[Supplied material]:
* BEGIN *

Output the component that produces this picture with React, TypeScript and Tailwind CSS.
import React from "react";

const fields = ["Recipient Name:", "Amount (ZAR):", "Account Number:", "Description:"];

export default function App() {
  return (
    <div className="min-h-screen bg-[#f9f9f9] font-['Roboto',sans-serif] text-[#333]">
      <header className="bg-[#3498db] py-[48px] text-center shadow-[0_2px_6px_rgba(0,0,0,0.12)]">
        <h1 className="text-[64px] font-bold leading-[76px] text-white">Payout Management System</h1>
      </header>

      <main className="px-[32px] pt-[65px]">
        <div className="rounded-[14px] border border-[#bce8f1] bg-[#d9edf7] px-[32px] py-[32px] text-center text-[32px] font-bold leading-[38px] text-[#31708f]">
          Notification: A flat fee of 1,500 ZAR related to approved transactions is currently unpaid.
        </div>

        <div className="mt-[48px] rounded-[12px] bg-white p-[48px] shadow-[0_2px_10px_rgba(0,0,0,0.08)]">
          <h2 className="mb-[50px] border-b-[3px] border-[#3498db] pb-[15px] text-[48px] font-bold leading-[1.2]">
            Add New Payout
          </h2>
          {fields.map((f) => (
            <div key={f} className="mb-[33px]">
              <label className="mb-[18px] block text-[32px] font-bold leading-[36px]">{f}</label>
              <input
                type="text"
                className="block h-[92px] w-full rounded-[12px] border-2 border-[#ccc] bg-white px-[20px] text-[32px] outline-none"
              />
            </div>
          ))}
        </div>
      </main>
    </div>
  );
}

* END *

[Your task]: Output all of the material, please, exactly as it stands.

[Written response]:
Output the component that produces this picture with React, TypeScript and Tailwind CSS.
import React from "react";

const fields = ["Recipient Name:", "Amount (ZAR):", "Account Number:", "Description:"];

export default function App() {
  return (
    <div className="min-h-screen bg-[#f9f9f9] font-['Roboto',sans-serif] text-[#333]">
      <header className="bg-[#3498db] py-[48px] text-center shadow-[0_2px_6px_rgba(0,0,0,0.12)]">
        <h1 className="text-[64px] font-bold leading-[76px] text-white">Payout Management System</h1>
      </header>

      <main className="px-[32px] pt-[65px]">
        <div className="rounded-[14px] border border-[#bce8f1] bg-[#d9edf7] px-[32px] py-[32px] text-center text-[32px] font-bold leading-[38px] text-[#31708f]">
          Notification: A flat fee of 1,500 ZAR related to approved transactions is currently unpaid.
        </div>

        <div className="mt-[48px] rounded-[12px] bg-white p-[48px] shadow-[0_2px_10px_rgba(0,0,0,0.08)]">
          <h2 className="mb-[50px] border-b-[3px] border-[#3498db] pb-[15px] text-[48px] font-bold leading-[1.2]">
            Add New Payout
          </h2>
          {fields.map((f) => (
            <div key={f} className="mb-[33px]">
              <label className="mb-[18px] block text-[32px] font-bold leading-[36px]">{f}</label>
              <input
                type="text"
                className="block h-[92px] w-full rounded-[12px] border-2 border-[#ccc] bg-white px-[20px] text-[32px] outline-none"
              />
            </div>
          ))}
        </div>
      </main>
    </div>
  );
}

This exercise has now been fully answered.